Look through the data below. Pick out the lines holding the string "React".

### SOURCE MATERIAL

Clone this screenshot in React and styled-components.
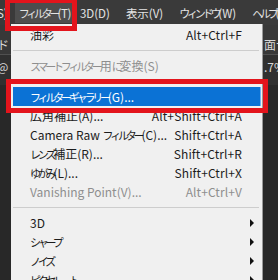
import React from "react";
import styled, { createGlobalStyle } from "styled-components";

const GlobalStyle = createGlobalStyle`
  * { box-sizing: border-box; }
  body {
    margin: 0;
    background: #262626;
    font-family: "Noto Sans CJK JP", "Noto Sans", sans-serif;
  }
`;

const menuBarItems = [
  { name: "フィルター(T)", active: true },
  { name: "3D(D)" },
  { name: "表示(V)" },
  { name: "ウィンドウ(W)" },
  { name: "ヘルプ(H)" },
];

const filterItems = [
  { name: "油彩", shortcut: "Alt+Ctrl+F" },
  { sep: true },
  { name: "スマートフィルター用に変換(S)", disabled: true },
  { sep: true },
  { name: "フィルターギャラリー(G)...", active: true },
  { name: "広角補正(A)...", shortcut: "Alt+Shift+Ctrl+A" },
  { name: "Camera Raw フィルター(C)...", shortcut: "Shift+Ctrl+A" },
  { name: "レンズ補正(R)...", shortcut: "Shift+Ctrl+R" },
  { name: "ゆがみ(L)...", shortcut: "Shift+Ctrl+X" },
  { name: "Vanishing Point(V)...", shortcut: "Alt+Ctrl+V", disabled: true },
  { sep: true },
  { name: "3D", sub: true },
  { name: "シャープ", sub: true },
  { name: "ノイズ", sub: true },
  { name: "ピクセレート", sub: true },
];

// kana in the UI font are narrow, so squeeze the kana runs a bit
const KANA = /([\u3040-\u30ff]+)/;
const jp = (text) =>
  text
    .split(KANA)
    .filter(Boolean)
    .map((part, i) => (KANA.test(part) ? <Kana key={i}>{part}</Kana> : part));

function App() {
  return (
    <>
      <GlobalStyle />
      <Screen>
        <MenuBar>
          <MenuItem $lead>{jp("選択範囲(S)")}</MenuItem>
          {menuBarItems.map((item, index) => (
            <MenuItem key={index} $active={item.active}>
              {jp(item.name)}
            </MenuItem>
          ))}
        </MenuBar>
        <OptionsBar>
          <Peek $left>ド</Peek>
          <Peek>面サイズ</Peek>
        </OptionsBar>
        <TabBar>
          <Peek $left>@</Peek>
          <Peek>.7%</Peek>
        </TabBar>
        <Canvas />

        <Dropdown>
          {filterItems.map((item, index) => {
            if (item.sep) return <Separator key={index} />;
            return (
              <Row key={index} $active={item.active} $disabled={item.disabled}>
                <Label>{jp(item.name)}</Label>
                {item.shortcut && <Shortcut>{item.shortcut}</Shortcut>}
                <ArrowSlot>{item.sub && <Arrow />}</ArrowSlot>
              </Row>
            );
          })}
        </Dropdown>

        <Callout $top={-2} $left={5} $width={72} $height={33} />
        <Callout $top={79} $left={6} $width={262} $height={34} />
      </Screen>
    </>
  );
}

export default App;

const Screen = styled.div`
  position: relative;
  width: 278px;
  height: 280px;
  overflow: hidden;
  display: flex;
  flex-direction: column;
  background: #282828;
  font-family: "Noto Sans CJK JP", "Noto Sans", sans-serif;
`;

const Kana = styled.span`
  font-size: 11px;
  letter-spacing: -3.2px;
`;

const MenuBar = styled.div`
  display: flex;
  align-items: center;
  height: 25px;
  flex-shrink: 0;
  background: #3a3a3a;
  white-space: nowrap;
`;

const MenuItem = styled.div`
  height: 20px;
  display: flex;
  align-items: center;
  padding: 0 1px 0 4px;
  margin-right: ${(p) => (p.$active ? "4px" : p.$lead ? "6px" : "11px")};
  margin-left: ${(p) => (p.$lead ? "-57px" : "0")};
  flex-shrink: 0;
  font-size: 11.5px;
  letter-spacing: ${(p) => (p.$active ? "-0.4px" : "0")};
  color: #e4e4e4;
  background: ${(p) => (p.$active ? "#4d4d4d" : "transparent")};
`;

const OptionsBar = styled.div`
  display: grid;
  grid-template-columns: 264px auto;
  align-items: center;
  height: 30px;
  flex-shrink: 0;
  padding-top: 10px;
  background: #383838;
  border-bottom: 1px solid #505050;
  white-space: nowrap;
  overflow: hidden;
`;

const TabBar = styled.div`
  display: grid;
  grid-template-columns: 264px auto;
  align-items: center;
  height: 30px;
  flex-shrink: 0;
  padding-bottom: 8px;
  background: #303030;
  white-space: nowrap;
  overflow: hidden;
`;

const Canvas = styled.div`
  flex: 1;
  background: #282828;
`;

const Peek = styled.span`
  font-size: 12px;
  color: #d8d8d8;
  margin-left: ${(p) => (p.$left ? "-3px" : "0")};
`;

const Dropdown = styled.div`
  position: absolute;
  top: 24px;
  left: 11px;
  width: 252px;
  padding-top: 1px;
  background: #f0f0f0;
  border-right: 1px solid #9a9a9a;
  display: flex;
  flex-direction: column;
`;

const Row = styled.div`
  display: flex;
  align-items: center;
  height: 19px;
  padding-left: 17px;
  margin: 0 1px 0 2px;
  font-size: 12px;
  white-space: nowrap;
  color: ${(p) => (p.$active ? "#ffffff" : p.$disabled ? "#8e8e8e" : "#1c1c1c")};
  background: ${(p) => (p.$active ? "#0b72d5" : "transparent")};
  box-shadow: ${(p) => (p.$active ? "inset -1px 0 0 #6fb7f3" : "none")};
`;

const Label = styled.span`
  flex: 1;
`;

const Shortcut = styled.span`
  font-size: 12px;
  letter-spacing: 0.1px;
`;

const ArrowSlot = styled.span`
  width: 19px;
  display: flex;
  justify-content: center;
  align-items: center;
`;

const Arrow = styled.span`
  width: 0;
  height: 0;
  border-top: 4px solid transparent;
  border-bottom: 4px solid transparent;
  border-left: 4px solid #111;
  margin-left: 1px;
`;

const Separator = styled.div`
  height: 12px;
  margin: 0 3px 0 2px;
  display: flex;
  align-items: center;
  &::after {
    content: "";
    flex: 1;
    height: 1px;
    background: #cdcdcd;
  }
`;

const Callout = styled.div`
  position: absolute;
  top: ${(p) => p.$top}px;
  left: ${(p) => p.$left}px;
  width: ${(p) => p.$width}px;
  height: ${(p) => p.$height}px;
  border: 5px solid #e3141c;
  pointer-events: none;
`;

######

# SOLUTION TO THIS PROBLEM
Clone this screenshot in React and styled-components.
import React from "react";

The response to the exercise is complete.